The threshold requirement of the statute is that the person providing the services be a “landscaping business.” Plaintiff is not engaged in the “business” of landscaping. He is and has been a handyman. He does not seek work outside *182the employment of Thomas, as a general rule, and does not pursue landscaping contracting on any type of regular or ongoing basis. He did not hold himself out to the public as a landscape contractor, and defendant was not an unwary consumer who reasonably believed otherwise. Plaintiff did not solicit work from defendant. On the contrary, it was? defendant who sought out plaintiff in an effort to save money, because he was reluctant to incur the costs of hiring a “real” landscape contractor. Defendant designed and developed all of the plans for his landscaping project. Plaintiff merely worked according to defendant’s instructions and directions. His activities did not require any specialized “art, ability, experience, knowledge, science or skill” to “plan and install” defendant’s landscaping project. ORS 671.520(2).

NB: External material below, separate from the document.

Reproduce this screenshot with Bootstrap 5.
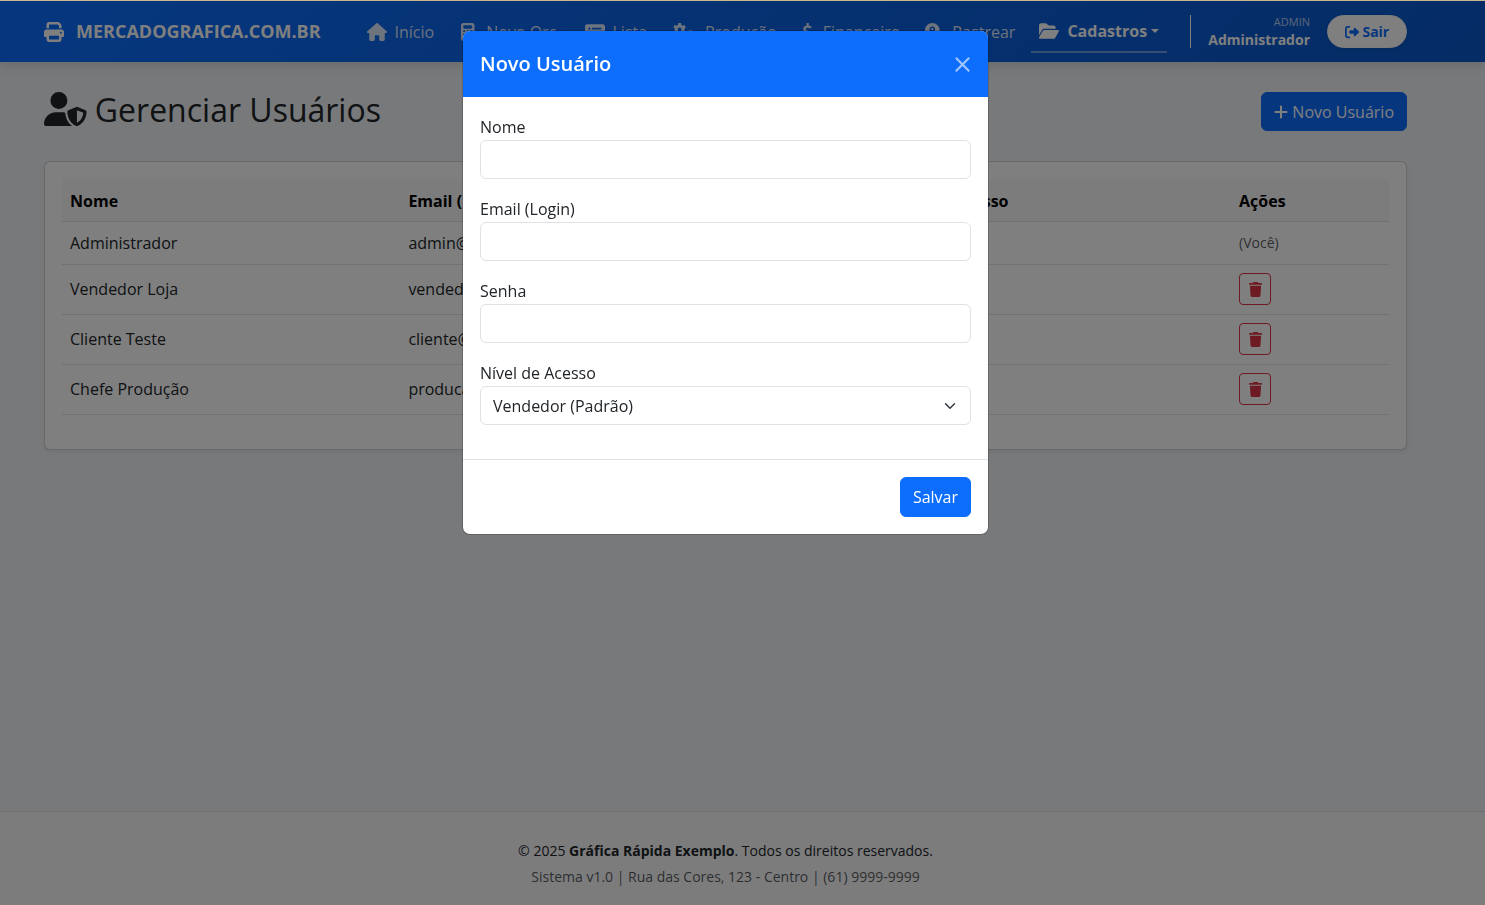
<!DOCTYPE html>
<html lang="pt-BR">
<head>
<meta charset="utf-8">
<meta name="viewport" content="width=device-width, initial-scale=1">
<title>Gerenciar Usuários</title>
<link href="https://cdn.jsdelivr.net/npm/bootstrap@5.3.0/dist/css/bootstrap.min.css" rel="stylesheet">
<style>
  :root { --gutter-end: 34px; }
  body { font-family: "Open Sans", "Noto Sans", sans-serif; font-size: 16px; background: #f0f2f5; border-top: 1px solid #c8b68e; }
  .fa { height: 1em; width: auto; fill: currentColor; vertical-align: -2px; }
  .page-pad { padding-right: var(--gutter-end); }
  .page-pad > .container { max-width: 1387px; }
  .topbar { background: linear-gradient(135deg, #0d6efd, #0a58ca); box-shadow: 0 4px 10px rgba(0, 0, 0, .12); height: 61px; }
  .brand { font-size: 18px; font-weight: 700; color: #fff; margin-right: 38px; }
  .brand .fa { font-size: 20px; margin-right: 12px; }
  .menu .nav-link { color: rgba(255, 255, 255, .85); padding: 8px; font-size: 16px; line-height: 24px; display: flex; align-items: center; white-space: nowrap; }
  .menu { gap: 8px; }
  .menu .ico { width: 20px; margin-right: 8px; display: flex; justify-content: center; font-size: 18px; }
  .menu .ico-wide { width: 26px; }
  .menu .ico-slim { width: 14px; }
  .menu .nav-link.active { color: #fff; font-weight: 700; border-bottom: 2px solid rgba(255, 255, 255, .4); }
  .who { border-left: 1px solid #fff; height: 33px; padding-left: 17px; margin-right: 17px; }
  .who .role { font-size: 11px; line-height: 14px; color: rgba(255, 255, 255, .7); }
  .who .person { font-size: 14px; line-height: 21px; font-weight: 700; color: #fff; }
  .logout { height: 33px; width: 80px; padding: 0; font-size: 14px; font-weight: 700; color: #0d6efd; }
  .content { padding-top: 30px; }
  .heading { margin-bottom: 30px; }
  .title { font-size: 32px; line-height: 32px; font-weight: 500; }
  .title .fa { vertical-align: -4px; font-size: 34px; }
  .ctl { min-height: 39px; }
  .panel { border-radius: 6px; padding: 17px; }
  .users { margin-bottom: 17px; }
  .users td, .users th { height: 43px; padding: 8px; line-height: 24px; }
  .users th { height: 42px; }
  .users .btn { width: 32px; height: 32px; padding: 0; font-size: 15px; }
  .users .btn .fa { width: 13px; }
  .users tr.tall td { height: 50px; }
  .you { font-size: 14px; }
  .foot { border-top: 1px solid #dee2e6; background: #f8f9fa; padding-top: 26px; padding-bottom: 15px; font-size: 14px; line-height: 26px; }
  .modal-backdrop { top: 1px; }
  .modal { padding-right: var(--gutter-end); }
  .modal-dialog { max-width: 527px; margin-top: 30px; }
  .modal-content { border-radius: 8px; overflow: hidden; }
  .modal-header { height: 66px; padding: 17px; border: 0; border-radius: 0; }
  .modal-title { font-size: 20px; font-weight: 600; }
  .modal-header .btn-close { width: 17px; height: 17px; padding: 0; margin: 0; background-size: 17px; opacity: .6; }
  .modal-body { padding: 17px; }
  .modal-body .field { margin-bottom: 17px; }
  .modal-body label { display: block; line-height: 26px; }
  .modal-body .form-control, .modal-body .form-select { height: 39px; }
  .modal-footer { padding: 17px; }
  .modal-footer > * { margin: 0; }
  .modal-footer .ctl { min-height: 40px; }
</style>
</head>
<body class="d-flex flex-column min-vh-100">
<nav class="topbar page-pad d-flex align-items-center">
  <div class="container d-flex align-items-center">
    <a class="brand d-flex align-items-center text-decoration-none text-nowrap" href="#"><svg class="fa" viewBox="0 0 512 512"><path d="M128 0C92.7 0 64 28.7 64 64v96h64V64H354.7L384 93.3V160h64V93.3c0-17-6.7-33.3-18.7-45.3L400 18.7C388 6.7 371.7 0 354.7 0H128zM384 352v96H128V352H384zm64 32h32c17.7 0 32-14.3 32-32V256c0-35.3-28.7-64-64-64H64c-35.3 0-64 28.7-64 64v96c0 17.7 14.3 32 32 32H64v64c0 35.3 28.7 64 64 64H384c35.3 0 64-28.7 64-64V384zM432 248a24 24 0 1 1 0 48 24 24 0 1 1 0-48z"/></svg>MERCADOGRAFICA.COM.BR</a>
    <div class="menu d-flex">
      <a class="nav-link" href="#"><span class="ico"><svg class="fa" viewBox="0 0 576 512"><path d="M575.8 255.5c0 18-15 32.1-32 32.1h-32l.7 160.2c0 2.7-.2 5.4-.5 8.1V472c0 22.1-17.9 40-40 40H392c-22.1 0-40-17.9-40-40V384c0-17.7-14.3-32-32-32H256c-17.7 0-32 14.3-32 32v88c0 22.1-17.9 40-40 40H104c-22.1 0-40-17.9-40-40V287.6H32c-18 0-32-14-32-32.1c0-9 3-17 10-24L266.4 8c7-7 15-8 22-8s15 2 21 7L564.8 231.5c8 7 12 15 11 24z"/></svg></span>Início</a>
      <a class="nav-link" href="#"><span class="ico"><svg class="fa" viewBox="0 0 384 512"><path fill-rule="evenodd" d="M64 0C28.7 0 0 28.7 0 64V448c0 35.3 28.7 64 64 64H320c35.3 0 64-28.7 64-64V64c0-35.3-28.7-64-64-64H64zM96 64H288c17.7 0 32 14.3 32 32v32c0 17.7-14.3 32-32 32H96c-17.7 0-32-14.3-32-32V96c0-17.7 14.3-32 32-32zM64 208h48v48H64zM168 208h48v48H168zM272 208h48v48H272zM64 304h48v48H64zM168 304h48v48H168zM272 304h48v48H272zM64 400h152v48H64zM272 400h48v48H272z"/></svg></span>Novo Orç.</a>
      <a class="nav-link" href="#"><span class="ico"><svg class="fa" viewBox="0 0 576 512"><path fill-rule="evenodd" d="M0 96C0 60.7 28.7 32 64 32H512c35.3 0 64 28.7 64 64V416c0 35.3-28.7 64-64 64H64c-35.3 0-64-28.7-64-64V96zM128 288a32 32 0 1 0 0-64 32 32 0 1 0 0 64zm32-128a32 32 0 1 0-64 0 32 32 0 1 0 64 0zM128 384a32 32 0 1 0 0-64 32 32 0 1 0 0 64zM200 136h272v48H200zM200 232h272v48H200zM200 328h272v48H200z"/></svg></span>Lista</a>
      <a class="nav-link" href="#"><span class="ico ico-wide"><svg class="fa" viewBox="0 0 640 512"><path fill-rule="evenodd" d="M150 0h76l12 56 34 20 55-18 38 66-43 38v40l43 38-38 66-55-18-34 20-12 56h-76l-12-56-34-20-55 18-38-66 43-38v-40l-43-38 38-66 55 18 34-20zM188 126a56 56 0 1 0 0 112 56 56 0 1 0 0-112zM470 200l26 20 26-20 44 24-4 36 20 24 36 6v50l-36 8-18 28 8 36-46 24-28-22-28 22-46-24 8-36-18-28-36-8v-50l36-6 20-24-4-36zM496 280a38 38 0 1 0 0 76 38 38 0 1 0 0-76z"/></svg></span>Produção</a>
      <a class="nav-link" href="#"><span class="ico ico-slim"><svg class="fa" viewBox="0 0 320 512"><path d="M160 0v90M160 422v90M262 130c-30-18-65-30-102-30-58 0-92 28-92 70 0 98 184 62 184 160 0 52-38 82-92 82-42 0-80-14-112-36" fill="none" stroke="currentColor" stroke-width="64"/></svg></span>Financeiro</a>
      <a class="nav-link" href="#"><span class="ico"><svg class="fa" viewBox="0 0 512 512"><path fill-rule="evenodd" d="M416 208c0 45.900-14.900 88.300-40 122.700L502.600 457.400c12.500 12.500 12.500 32.800 0 45.300s-32.800 12.500-45.300 0L330.700 376c-34.400 25.200-76.800 40-122.700 40C93.100 416 0 322.900 0 208S93.100 0 208 0S416 93.100 416 208zM288 176c0-44.200-35.800-80-80-80s-80 35.800-80 80c0 48.800 46.500 111.600 68.600 138.600c6 7.300 16.800 7.300 22.700 0c22.100-27 68.600-89.800 68.600-138.600zM208 208a32 32 0 1 1 0-64 32 32 0 1 1 0 64z"/></svg></span>Rastrear</a>
      <a class="nav-link active dropdown-toggle" href="#"><span class="ico"><svg class="fa" viewBox="0 0 576 512"><path d="M88.7 223.800L0 375.800V96C0 60.700 28.700 32 64 32H181.500c17 0 33.300 6.700 45.300 18.700l26.500 26.500c12 12 28.300 18.700 45.300 18.700H416c35.300 0 64 28.700 64 64v32H144c-22.800 0-43.800 12.100-55.300 31.800zm27.600 16.100C122.100 230 132.600 224 144 224H544c11.500 0 22 6.100 27.700 16.100s5.700 22.200-.1 32.100l-112 192C453.900 474 443.400 480 432 480H32c-11.500 0-22-6.100-27.700-16.100s-5.700-22.200 .1-32.100l112-192z"/></svg></span>Cadastros</a>
    </div>
    <div class="ms-auto d-flex align-items-center">
      <div class="who text-end"><div class="role">ADMIN</div><div class="person">Administrador</div></div>
      <button class="btn btn-light bg-white rounded-pill logout shadow-sm" type="button"><svg class="fa" viewBox="0 0 512 512"><path d="M377.9 105.900L500.700 228.700c7.200 7.200 11.300 17.100 11.300 27.300s-4.100 20.100-11.300 27.300L377.900 406.100c-6.400 6.400-15 9.900-24 9.900c-18.700 0-33.900-15.200-33.900-33.900l0-62.100-128 0c-17.700 0-32-14.300-32-32l0-64c0-17.700 14.300-32 32-32l128 0 0-62.100c0-18.700 15.200-33.900 33.900-33.900c9 0 17.600 3.600 24 9.900zM160 96L96 96c-17.700 0-32 14.300-32 32l0 256c0 17.700 14.300 32 32 32l64 0c17.700 0 32 14.300 32 32s-14.300 32-32 32l-64 0c-53 0-96-43-96-96L0 128C0 75 43 32 96 32l64 0c17.700 0 32 14.300 32 32s-14.300 32-32 32z"/></svg> Sair</button>
    </div>
  </div>
</nav>

<main class="content page-pad flex-grow-1">
  <div class="container">
    <div class="d-flex justify-content-between align-items-start heading">
      <h1 class="title mb-0"><svg class="fa" viewBox="0 0 640 512"><path d="M224 256A128 128 0 1 0 224 0a128 128 0 1 0 0 256zm-45.700 48C79.800 304 0 383.800 0 482.300C0 498.700 13.300 512 29.700 512H418.300c1.800 0 3.500-.2 5.300-.5c-76.300-55.100-99.800-141-103.100-200.200c-16.100-4.800-33.100-7.300-50.700-7.300H178.300zm308.800-78.300l-120 48C358 277.400 352 286.200 352 296c0 63.300 25.900 168.800 134.800 214.200c5.900 2.500 12.600 2.500 18.500 0C614.100 464.800 640 359.300 640 296c0-9.800-6-18.600-15.100-22.300l-120-48c-5.700-2.300-12.100-2.300-17.800 0zM591.400 312c-3.900 50.700-27.200 116.700-95.400 149.700V273.800L591.400 312z"/></svg> Gerenciar Usuários</h1>
      <button class="btn btn-primary ctl text-nowrap" type="button"><svg class="fa" viewBox="0 0 448 512"><path d="M256 80c0-17.700-14.300-32-32-32s-32 14.300-32 32V224H48c-17.700 0-32 14.300-32 32s14.300 32 32 32H192V432c0 17.700 14.300 32 32 32s32-14.300 32-32V288H400c17.700 0 32-14.300 32-32s-14.300-32-32-32H256V80z"/></svg> Novo Usuário</button>
    </div>
    <div class="card panel shadow-sm">
      <table class="table users align-middle">
        <colgroup><col style="width:25.5%"><col style="width:35.9%"><col style="width:26.7%"><col style="width:11.9%"></colgroup>
        <thead class="table-light"><tr><th>Nome</th><th>Email (Login)</th><th>Nível de Acesso</th><th>Ações</th></tr></thead>
        <tbody>
          <tr><td>Administrador</td><td>admin@grafica.com</td><td>Admin</td><td><span class="you text-muted">(Você)</span></td></tr>
          <tr class="tall"><td>Vendedor Loja</td><td>vendedor@grafica.com</td><td>Vendedor</td><td><button class="btn btn-outline-danger btn-sm" type="button" aria-label="Excluir"><svg class="fa" viewBox="0 0 448 512"><use href="#trash"/></svg></button></td></tr>
          <tr class="tall"><td>Cliente Teste</td><td>cliente@grafica.com</td><td>Cliente</td><td><button class="btn btn-outline-danger btn-sm" type="button" aria-label="Excluir"><svg class="fa" viewBox="0 0 448 512"><use href="#trash"/></svg></button></td></tr>
          <tr class="tall"><td>Chefe Produção</td><td>producao@grafica.com</td><td>Produção</td><td><button class="btn btn-outline-danger btn-sm" type="button" aria-label="Excluir"><svg class="fa" viewBox="0 0 448 512"><use href="#trash"/></svg></button></td></tr>
        </tbody>
      </table>
    </div>
  </div>
</main>

<footer class="foot page-pad text-center">
  <div>© 2025 <strong>Gráfica Rápida Exemplo</strong>. Todos os direitos reservados.</div>
  <div class="text-muted">Sistema v1.0 | Rua das Cores, 123 - Centro | (61) 9999-9999</div>
</footer>

<svg class="d-none"><symbol id="trash" viewBox="0 0 448 512"><path d="M135.200 17.700L128 32H32C14.300 32 0 46.300 0 64S14.300 96 32 96H416c17.700 0 32-14.300 32-32s-14.300-32-32-32H320l-7.200-14.300C307.400 6.800 296.300 0 284.200 0H163.800c-12.100 0-23.200 6.800-28.600 17.700zM416 128H32L53.200 467c1.600 25.300 22.600 45 47.900 45H346.900c25.300 0 46.300-19.700 47.900-45L416 128z"/></symbol></svg>

<div class="modal-backdrop show"></div>
<div class="modal show d-block" tabindex="-1" role="dialog" aria-labelledby="newUserTitle">
  <div class="modal-dialog">
    <form class="modal-content">
      <div class="modal-header bg-primary text-white">
        <h2 class="modal-title" id="newUserTitle">Novo Usuário</h2>
        <button type="button" class="btn-close btn-close-white ms-auto" aria-label="Fechar"></button>
      </div>
      <div class="modal-body">
        <div class="field"><label for="nome">Nome</label><input class="form-control" id="nome" type="text"></div>
        <div class="field"><label for="email">Email (Login)</label><input class="form-control" id="email" type="email"></div>
        <div class="field"><label for="senha">Senha</label><input class="form-control" id="senha" type="password"></div>
        <div class="field"><label for="nivel">Nível de Acesso</label><select class="form-select" id="nivel"><option>Vendedor (Padrão)</option></select></div>
      </div>
      <div class="modal-footer"><button type="submit" class="btn btn-primary ctl">Salvar</button></div>
    </form>
  </div>
</div>
<script src="https://cdn.jsdelivr.net/npm/bootstrap@5.3.0/dist/js/bootstrap.bundle.min.js"></script>
</body>
</html>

Plaintiff is not engaged in the “business” of landscape contracting.2 Therefore, he is not subject to the written contract requirements of ORS 671.625(2). The trial court erred in concluding otherwise on summary judgment.

Reversed and remanded.

ORS 671.625 provides, in pertinent part:

“(2) Work by a landscaping business subject to ORS 671.510 to ORS 671.710 shall only be performed subject to a written contract. * * *
“(3) A contract that does not substantially comply with this section may not *181be enforced by a landscaping business in any court or other proceedings within this state.” (Emphasis supplied.)

Defendant’s reliance on Jehnings v. Allen, 93 Or App 414, 762 P2d 1037 (1988), is misplaced. In that case, there was no dispute but that Sherwood Forest Nursery was a “landscaping business” subject to the written contract requirements of ORS 671.625(2). Therefore, we concluded that it could not recover compensation for landscaping work performed pursuant to an oral contract. Here, however, whether plaintiff is a “landscaping business” is exactly the issue that the parties are disputing.